What you will do: Extract from the listing each line in which the word "this" appears.

※ ※ ※

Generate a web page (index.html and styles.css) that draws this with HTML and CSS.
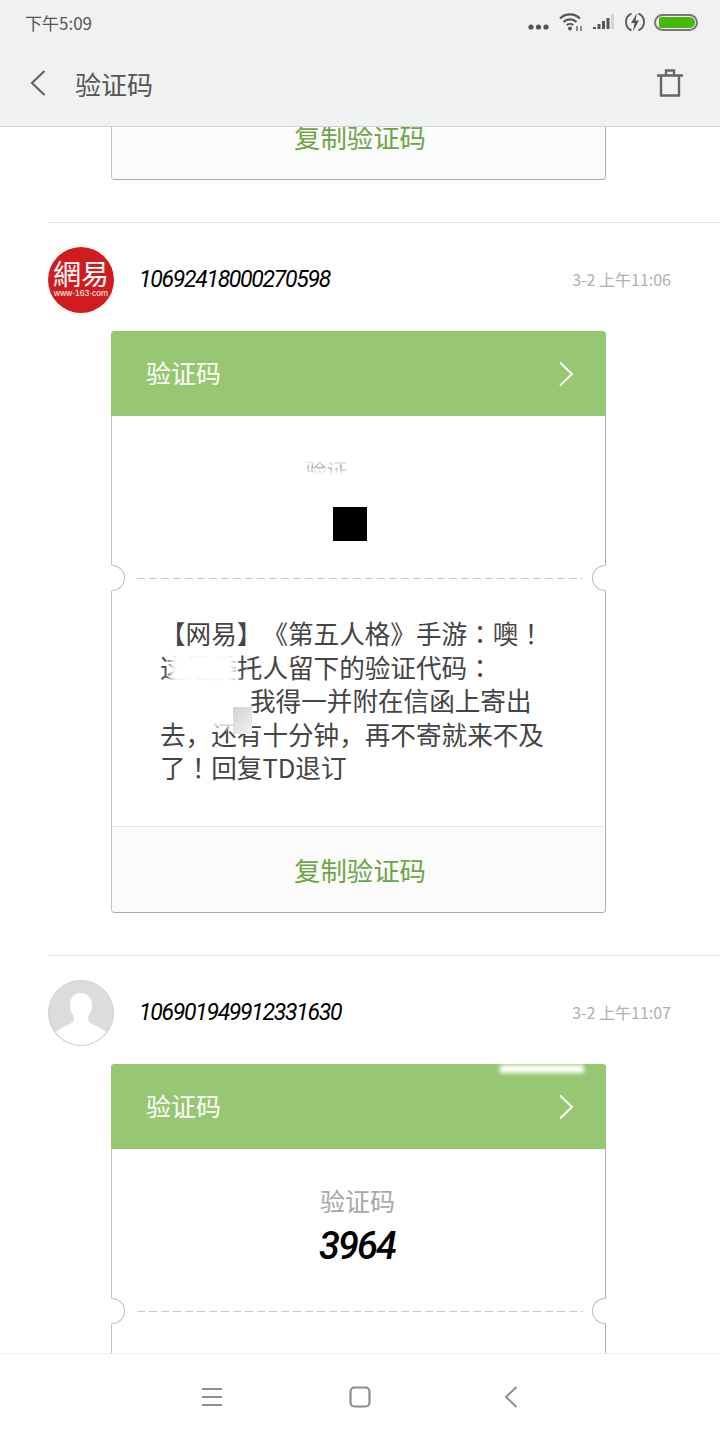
FILE: index.html
```html
<!DOCTYPE html>
<html lang="zh-CN">
<head>
    <meta charset="UTF-8">
    <meta name="viewport" content="width=device-width, initial-scale=1.0">
    <title>验证码</title>
    <link rel="stylesheet" href="styles.css">
</head>
<body>
<div class="app">
    <header class="top">
        <div class="status">
            <span class="clock">下午5:09</span>
            <div class="status-icons">
                <svg class="ic-dots" width="21" height="6" viewBox="0 0 21 6"><circle cx="3" cy="3" r="2.6"/><circle cx="10.5" cy="3" r="2.6"/><circle cx="18" cy="3" r="2.6"/></svg>
                <svg class="ic-wifi" width="25" height="20" viewBox="0 0 25 20" fill="none" stroke="#555"><path d="M1 6.5C6.5 1 15.5 1 21 6.5" stroke-width="2.2"/><path d="M4.5 10C8 6.6 14 6.6 17.5 10" stroke-width="2.2"/><path d="M7.8 13.2C9.6 11.6 12.4 11.6 14.2 13.2" stroke-width="2"/><circle cx="11" cy="16.5" r="2" fill="#555" stroke="none"/><path d="M18 14v5M22 14v5" stroke-width="1.3"/></svg>
                <svg class="ic-signal" width="22" height="16" viewBox="0 0 22 16"><rect x="0" y="13" width="3" height="2" fill="#555"/><rect x="4.5" y="10" width="3" height="5" fill="#555"/><rect x="9" y="7" width="3" height="8" fill="#555"/><rect x="13.5" y="4" width="3" height="11" fill="#555"/><rect x="18" y="0" width="3" height="15" fill="#d4d6d6"/></svg>
                <svg class="ic-charge" width="20" height="20" viewBox="0 0 20 20" fill="none"><path d="M6.5 1.7a9 9 0 0 0 0 16.6M13.5 1.7a9 9 0 0 1 0 16.6" stroke="#555" stroke-width="1.8"/><path d="M12 1 6 11h3.5L8 19.5l6-11h-3.5z" fill="#555"/></svg>
                <div class="battery"><div class="battery-fill"></div></div>
            </div>
        </div>
        <div class="titlebar">
            <svg class="back" width="16" height="26" viewBox="0 0 16 26" fill="none"><path d="M14.5 1 2 13l12.5 12" stroke="#666" stroke-width="2.2"/></svg>
            <h1 class="title">验证码</h1>
            <svg class="trash" width="26" height="28" viewBox="0 0 26 28" fill="none" stroke="#666" stroke-width="2.4"><path d="M0 6.5h26M4 6.5V26.5h18V6.5M9 6.5V1.5h8v5"/></svg>
        </div>
    </header>

    <main class="feed">
        <!-- карточка, уехавшая за верхний край -->
        <div class="card card-stub">
            <div class="card-foot">复制验证码</div>
        </div>

        <section class="item">
            <div class="sender">
                <div class="avatar avatar-163">
                    <span class="logo-name">網易</span>
                    <span class="logo-url">www·163·com</span>
                </div>
                <span class="number">10692418000270598</span>
                <span class="time">3-2 上午11:06</span>
            </div>
            <div class="card">
                <div class="card-head">
                    <span class="head-title">验证码</span>
                    <svg width="16" height="26" viewBox="0 0 16 26" fill="none"><path d="M2 1.5 14 13 2 24.5" stroke="#fff" stroke-width="2"/></svg>
                </div>
                <div class="card-body">
                    <span class="code-label code-label-cut">验证</span>
                    <div class="code-hidden"></div>
                </div>
                <div class="card-msg">
                    <i class="notch notch-l"></i><i class="notch notch-r"></i>
                    <div class="dash"></div>
                    <p class="msg-text">
                        <span class="line">【网易】《第五人格》手游<span class="mark" lang="zh-TW">：</span>噢<span class="mark" lang="zh-TW">！</span></span>
                        <span class="line">这是委托人留下的验证代码<span class="mark" lang="zh-TW">：</span></span>
                        <span class="line line-indent">我得一并附在信函上寄出</span>
                        <span class="line">去，还有十分钟，再不寄就来不及</span>
                        <span class="line">了<span class="mark" lang="zh-TW">！</span>回复TD退订</span>
                    </p>
                    <div class="smudge smudge-a"></div>
                    <div class="smudge smudge-b"></div>
                    <div class="smudge smudge-c"></div>
                    <div class="smudge-grey"></div>
                </div>
                <div class="card-foot">复制验证码</div>
            </div>
        </section>

        <section class="item">
            <div class="sender">
                <div class="avatar avatar-none">
                    <svg width="66" height="66" viewBox="0 0 66 66"><circle cx="33" cy="33" r="32.5" fill="#dcdcdc" stroke="#d0d0d0"/><path d="M33 13c-7 0-11 5-11 12 0 4 1 7 3 10 1 2 1 5 0 7-4 3-11 5-17 10 6 8 15 13 25 13s19-5 25-13c-6-5-13-7-17-10-1-2-1-5 0-7 2-3 3-6 3-10 0-7-4-12-11-12z" fill="#fff"/></svg>
                </div>
                <span class="number">106901949912331630</span>
                <span class="time">3-2 上午11:07</span>
            </div>
            <div class="card">
                <div class="smudge-top"></div>
                <div class="card-head">
                    <span class="head-title">验证码</span>
                    <svg width="16" height="26" viewBox="0 0 16 26" fill="none"><path d="M2 1.5 14 13 2 24.5" stroke="#fff" stroke-width="2"/></svg>
                </div>
                <div class="card-body">
                    <span class="code-label">验证码</span>
                    <span class="code">3964</span>
                </div>
                <div class="card-msg">
                    <i class="notch notch-l"></i><i class="notch notch-r"></i>
                    <div class="dash"></div>
                </div>
            </div>
        </section>
    </main>

    <nav class="bottom">
        <svg width="22" height="20" viewBox="0 0 22 20" fill="none" stroke="#8e8e8e" stroke-width="2"><path d="M1 2h20M1 10h20M1 18h20"/></svg>
        <svg width="22" height="22" viewBox="0 0 22 22" fill="none" stroke="#8e8e8e" stroke-width="2.2"><rect x="1.5" y="1.5" width="19" height="19" rx="4"/></svg>
        <svg width="22" height="22" viewBox="0 0 22 22" fill="none" stroke="#8e8e8e" stroke-width="2"><path d="M19.5 1 9 11l10.5 10"/></svg>
    </nav>
</div>
</body>
</html>
```

FILE: styles.css
```css
* {
    box-sizing: border-box;
}
body {
    margin: 0;
    font-family: "Noto Sans CJK SC", "Noto Sans", sans-serif;
    background: #fff;
    text-spacing-trim: space-all;
}
.app {
    width: 720px;
    height: 1440px;
    display: flex;
    flex-direction: column;
    overflow: hidden;
}

/* шапка */
.top {
    height: 127px;
    flex: none;
    background: #f0f2f2;
    border-bottom: 1px solid #d2d4d4;
    position: relative;
    z-index: 2;
}
.status {
    height: 44px;
    padding: 0 22px 0 25px;
    display: flex;
    align-items: center;
    justify-content: space-between;
}
.clock {
    font-size: 17px;
    color: #555;
}
.status-icons {
    display: flex;
    align-items: center;
    gap: 10px;
}
.ic-dots {
    fill: #555;
    margin-top: 10px;
}
.ic-signal {
    margin-left: -1px;
}
.battery {
    width: 44px;
    height: 17px;
    border: 2px solid #777;
    border-radius: 9px;
    padding: 1px;
    margin-left: -1px;
}
.battery-fill {
    height: 100%;
    margin-left: 2px;
    background: #46b80a;
    border-radius: 2px 6px 6px 2px;
}
.titlebar {
    height: 82px;
    padding: 0 37px 4px 30px;
    display: flex;
    align-items: center;
}
.title {
    margin: 0 0 0 29px;
    flex: 1;
    font-size: 26px;
    font-weight: 400;
    color: #555;
}

/* лента */
.feed {
    flex: 1;
    min-height: 0;
    overflow: hidden;
}
.item {
    margin-left: 48px;
    padding: 24px 0 42px;
    border-top: 1px solid #e4e4e4;
}
.sender {
    display: flex;
    align-items: center;
    padding-right: 49px;
    margin-bottom: 18px;
}
.avatar {
    width: 66px;
    height: 66px;
    flex: none;
}
.avatar-163 {
    background: #d01c1f;
    border-radius: 50%;
    color: #fff;
    display: flex;
    flex-direction: column;
    align-items: center;
    font-family: "Noto Sans CJK TC", sans-serif;
}
.logo-name {
    display: block;
    height: 28px;
    margin-top: 12px;
    font-size: 28px;
    line-height: 28px;
    white-space: nowrap;
}
.logo-url {
    display: block;
    margin-top: 1px;
    font-family: "Liberation Sans", sans-serif;
    font-size: 8.5px;
    line-height: 10px;
    white-space: nowrap;
}
.number {
    margin: -2px 0 0 25px;
    font-family: Roboto, sans-serif;
    font-style: italic;
    font-size: 23px;
    letter-spacing: -1.3px;
    color: #000;
}
.time {
    margin: -2px 0 0 auto;
    font-size: 16px;
    color: #b0b0b0;
    white-space: nowrap;
}

/* карточка с кодом */
.card {
    position: relative;
    width: 495px;
    margin-left: 63px;
    border: 1px solid #c4c4c4;
    border-right-color: #b0b0b0;
    border-bottom-color: #a8a8a8;
    border-radius: 4px;
    background: #fff;
}
.card-stub {
    margin: -35px 0 42px 111px;
}
.card-head {
    height: 85px;
    margin: -1px -1px 0;
    padding: 0 32px 0 35px;
    display: flex;
    align-items: center;
    justify-content: space-between;
    background: #97c772;
    border-radius: 4px 4px 0 0;
    color: #fff;
    font-size: 25px;
}
.head-title {
    margin-top: -3px;
}
.card-body {
    height: 162px;
    padding-top: 36px;
    display: flex;
    flex-direction: column;
    align-items: center;
}
.code-label {
    margin-left: -2px;
    font-size: 25px;
    line-height: 30px;
    color: #a8a8a8;
}
.code-label-cut {
    width: 44px;
    height: 21px;
    margin: 2px 0 0 -62px;
    font-size: 21px;
    line-height: 30px;
    white-space: nowrap;
    -webkit-mask-image: linear-gradient(to bottom, transparent 30%, #000 60%, transparent 100%);
    mask-image: linear-gradient(to bottom, transparent 30%, #000 60%, transparent 100%);
}
.code-hidden {
    width: 34px;
    height: 34px;
    margin-top: 32px;
    margin-left: -18px;
    background: #000;
}
.code {
    margin-left: -3px;
    margin-top: 6px;
    font-family: Roboto, sans-serif;
    font-style: italic;
    font-size: 38px;
    font-weight: 500;
    line-height: 50px;
    letter-spacing: -2px;
    color: #000;
}
.card-msg {
    position: relative;
    height: 248px;
}
.dash {
    position: absolute;
    top: 0;
    left: 25px;
    right: 22px;
    height: 1px;
    background: repeating-linear-gradient(to right, #c8c8c8 0 8px, transparent 8px 12px);
}
.notch {
    position: absolute;
    top: -13px;
    width: 14px;
    height: 26px;
    background: #fff;
    border: 1px solid #bdbdbd;
}
.notch-l {
    left: -1px;
    border-left-color: #fff;
    border-radius: 0 13px 13px 0;
}
.notch-r {
    right: -1px;
    border-right-color: #fff;
    border-radius: 13px 0 0 13px;
}
.msg-text {
    margin: 0;
    padding: 38px 0 0 48px;
    font-size: 25.6px;
    line-height: 33.6px;
    color: #444;
    white-space: nowrap;
}
.line {
    display: block;
}
.line-indent {
    padding-left: 90px;
}
/* у TC-шрифта эти знаки стоят по центру клетки */
.mark {
    font-family: "Noto Sans CJK TC", sans-serif;
}

/* замазанные места на снимке */
.smudge {
    position: absolute;
    background: #fff;
    filter: blur(3px);
}
.smudge-a {
    left: 58px;
    top: 74px;
    width: 66px;
    height: 32px;
}
.smudge-b {
    left: 42px;
    top: 104px;
    width: 94px;
    height: 36px;
}
.smudge-c {
    left: 98px;
    top: 130px;
    width: 38px;
    height: 20px;
}
.smudge-grey {
    position: absolute;
    left: 121px;
    top: 129px;
    width: 19px;
    height: 27px;
    background: linear-gradient(135deg, #cfcfcf, #f4f4f4);
}
.smudge-top {
    position: absolute;
    top: 0;
    left: 388px;
    width: 84px;
    height: 8px;
    background: #fff;
    filter: blur(2px);
    z-index: 1;
}
.card-foot {
    height: 86px;
    padding-left: 3px;
    display: flex;
    align-items: center;
    justify-content: center;
    background: #fbfbfb;
    border-top: 1px solid #e6e6e6;
    border-radius: 0 0 4px 4px;
    color: #6ea548;
    font-size: 26.4px;
}

/* нижняя панель */
.bottom {
    height: 87px;
    flex: none;
    position: relative;
    z-index: 2;
    background: #fff;
    border-top: 1px solid #ececec;
    display: grid;
    grid-template-columns: repeat(3, 148px);
    justify-content: center;
    justify-items: center;
    align-items: center;
}
```
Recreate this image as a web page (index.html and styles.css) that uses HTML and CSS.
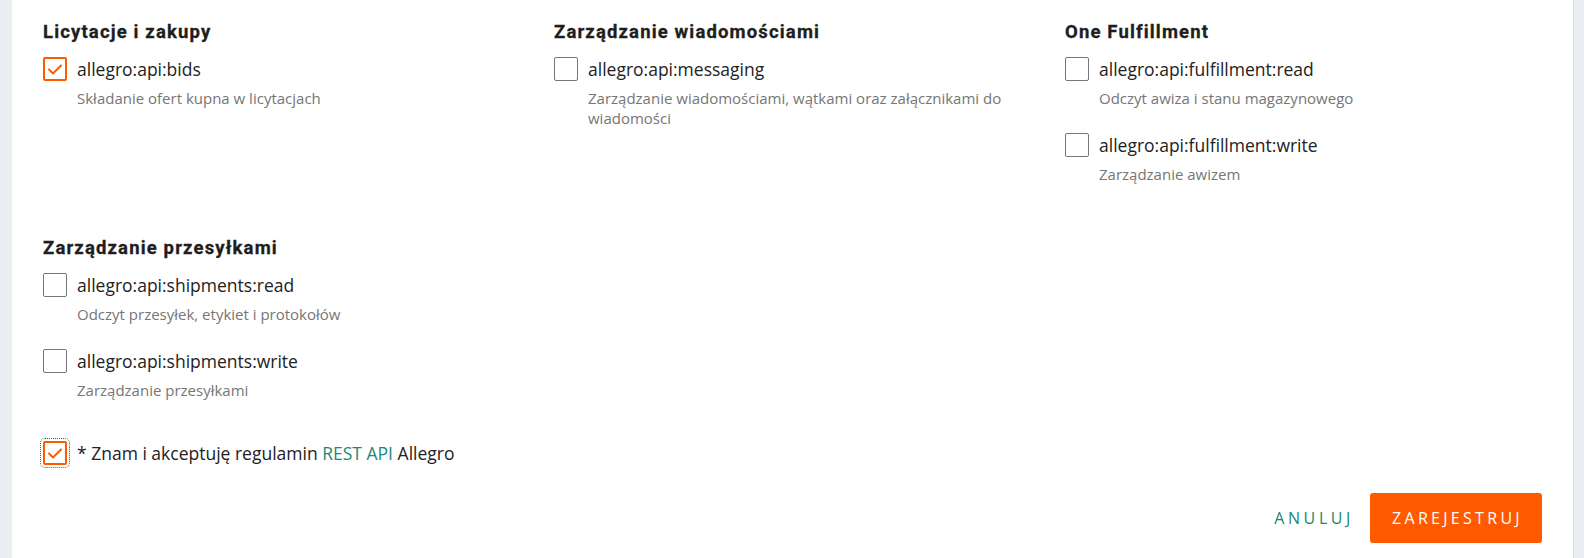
FILE: index.html
```html
<!DOCTYPE html>
<html lang="pl">
<head>
<meta charset="utf-8">
<title>Rejestracja aplikacji</title>
<link rel="stylesheet" href="styles.css">
</head>
<body>
<div class="panel">
  <div class="groups">
    <section class="group">
      <h3 class="group-title">Licytacje i zakupy</h3>
      <div class="items">
        <div class="item">
          <span class="box checked"><svg viewBox="0 0 24 24"><polyline points="6,12.5 10,16.5 18,8.5"/></svg></span>
          <span class="label">allegro:api:bids</span>
          <span class="desc">Składanie ofert kupna w licytacjach</span>
        </div>
      </div>
    </section>
    <section class="group">
      <h3 class="group-title">Zarządzanie wiadomościami</h3>
      <div class="items">
        <div class="item">
          <span class="box"></span>
          <span class="label">allegro:api:messaging</span>
          <span class="desc">Zarządzanie wiadomościami, wątkami oraz załącznikami do wiadomości</span>
        </div>
      </div>
    </section>
    <section class="group">
      <h3 class="group-title">One Fulfillment</h3>
      <div class="items">
        <div class="item">
          <span class="box"></span>
          <span class="label">allegro:api:fulfillment:read</span>
          <span class="desc">Odczyt awiza i stanu magazynowego</span>
        </div>
        <div class="item">
          <span class="box"></span>
          <span class="label">allegro:api:fulfillment:write</span>
          <span class="desc">Zarządzanie awizem</span>
        </div>
      </div>
    </section>
    <section class="group">
      <h3 class="group-title">Zarządzanie przesyłkami</h3>
      <div class="items">
        <div class="item">
          <span class="box"></span>
          <span class="label">allegro:api:shipments:read</span>
          <span class="desc">Odczyt przesyłek, etykiet i protokołów</span>
        </div>
        <div class="item">
          <span class="box"></span>
          <span class="label">allegro:api:shipments:write</span>
          <span class="desc">Zarządzanie przesyłkami</span>
        </div>
      </div>
    </section>
  </div>

  <div class="accept">
    <span class="box checked focused"><svg viewBox="0 0 24 24"><polyline points="6,12.5 10,16.5 18,8.5"/></svg></span>
    <span class="accept-text">* Znam i akceptuję regulamin <a class="link" href="#">REST API</a> Allegro</span>
  </div>

  <div class="actions">
    <button class="btn btn-text" type="button">Anuluj</button>
    <button class="btn btn-primary" type="button">Zarejestruj</button>
  </div>
</div>
</body>
</html>
```

FILE: styles.css
```css
* { box-sizing: border-box; }

html, body {
  margin: 0;
  padding: 0;
  height: 100%;
}

body {
  background: #eaeef2;
  font-family: "Open Sans", "Liberation Sans", sans-serif;
  color: #222222;
  overflow: hidden;
}

.panel {
  margin-left: 12px;
  width: 1561px;
  min-height: 558px;
  background: #ffffff;
  padding: 20px 31px 0 31px;
  box-shadow: 1px 0 1px rgba(0, 0, 0, 0.06);
}

.groups {
  display: grid;
  grid-template-columns: 477px 477px 477px;
  column-gap: 34px;
  row-gap: 52px;
}

.group-title {
  margin: 0 0 13px 0;
  font-family: Roboto, "Liberation Sans", sans-serif;
  font-weight: 700;
  font-size: 18.5px;
  line-height: 24px;
  letter-spacing: 1.15px;
  -webkit-text-stroke: 0.3px #1e1e1e;
  color: #1e1e1e;
}

.items {
  display: flex;
  flex-direction: column;
  gap: 25px;
}

.item {
  display: grid;
  grid-template-columns: 24px 1fr;
  column-gap: 10px;
  row-gap: 7px;
  align-items: center;
}

.box {
  width: 24px;
  height: 24px;
  border: 1px solid #767676;
  border-radius: 2px;
  background: #fff;
  display: block;
  position: relative;
}

.box.checked {
  border: 2px solid #ff5a00;
}

.box svg {
  position: absolute;
  left: -2px;
  top: -2px;
  width: 24px;
  height: 24px;
  fill: none;
  stroke: #ff5a00;
  stroke-width: 2;
  stroke-linecap: round;
  stroke-linejoin: round;
}

.box.focused {
  outline: 1px dotted #0d7a66;
  outline-offset: 2px;
}

.label {
  font-size: 17.5px;
  line-height: 24px;
  color: #222222;
}

.desc {
  grid-column: 2;
  font-size: 15px;
  line-height: 20px;
  color: #767676;
}

.accept {
  display: flex;
  align-items: center;
  gap: 10px;
  margin-top: 41px;
}

.accept-text {
  font-size: 17.5px;
  line-height: 24px;
  color: #222222;
}

.link {
  color: #1b8a78;
  text-decoration: none;
}

.actions {
  display: flex;
  justify-content: flex-end;
  margin-top: 28px;
}

.btn {
  height: 50px;
  border: 0;
  border-radius: 3px;
  font-family: "Open Sans", "Liberation Sans", sans-serif;
  font-size: 16px;
  text-transform: uppercase;
  letter-spacing: 3.3px;
  cursor: pointer;
}

.btn-text {
  background: transparent;
  color: #1b8673;
  letter-spacing: 3.6px;
  padding: 0 16px 0 20px;
}

.btn-primary {
  background: #ff5a00;
  color: #ffffff;
  width: 172px;
  padding: 0 0 0 3px;
}
```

※ ※ ※

Exercise response:
Generate a web page (index.html and styles.css) that draws this with HTML and CSS.
Recreate this image as a web page (index.html and styles.css) that uses HTML and CSS.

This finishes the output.